Don Juan, with extreme patience, pointed out that reason is only a by-product of the habitual position of the assemblage point; therefore, knowing what is going on, being of sound mind, having our feet on the ground, sources of great pride to us and assumed to be a natural consequence of our worth, are merely the result of the fixation of the assemblage point on its habitual place. The more rigid and stationary it is, the greater our confidence in ourselves, the greater our feeling of knowing the world, of being able to predict.
He added that what dreaming does is give us the fluidity to enter into other worlds by destroying our sense of knowing this world. He called dreaming a journey of unthinkable dimensions, a journey that, after making us perceive everything we can humanly perceive, makes the assemblage point jump outside the human domain and perceive the inconceivable.
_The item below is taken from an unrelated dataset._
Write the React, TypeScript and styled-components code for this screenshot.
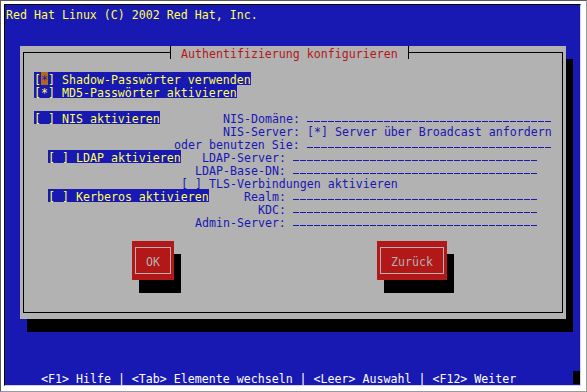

“We are back again, harping on the most important topic of the sorcerers’ world,” he went on, “the position of the assemblage point. The old sorcerers’ curse, as well as mankind’s thorn in the side.”
“Why do you say that, don Juan?”
“Because both, mankind in general and the old sorcerers, fell prey to the position of the assemblage point: mankind, because by not knowing that the assemblage point exists we are obliged to take the by-product of its habitual position as something final and indisputable. And the old sorcerers because, although they knew all about the assemblage point, they fell for its facility to be manipulated.
“You must avoid falling into those traps,” he continued. “It’d be really disgusting if you sided with mankind, as if you didn’t know about the existence of the assemblage point. But it’d be even more insidious if you sided with the old sorcerers and cynically manipulate the assemblage point for gain.”
“I still don’t understand. What is the connection of all this with what I experienced yesterday?” “Yesterday, you were in a different world. But if you ask me where that world is, and I tell you that it is in the position of the assemblage point, my answer won’t make any sense to you.”
Don Juan’s argument was that I had two choices. One was to follow mankind’s rationales and be faced with a predicament: my experience would tell me that other worlds exist, but my reason would say that such worlds do not and cannot exist. The other choice was to follow the old sorcerers’ rationales, in which case I would automatically accept the existence of other worlds, and my greed alone would make my assemblage point hold on to the position that creates those worlds. The result would be another kind of predicament: that of having to move physically into vision-like realms, driven by expectations of power and gain.
I was too numb to follow his argument, but then I realized I did not have to follow it because I agreed with him completely, despite the fact that I did not have a total picture of what I was agreeing about. Agreeing with him was rather a feeling that came from far away, an ancient certainty I had lost, which was now slowly finding its way back to me.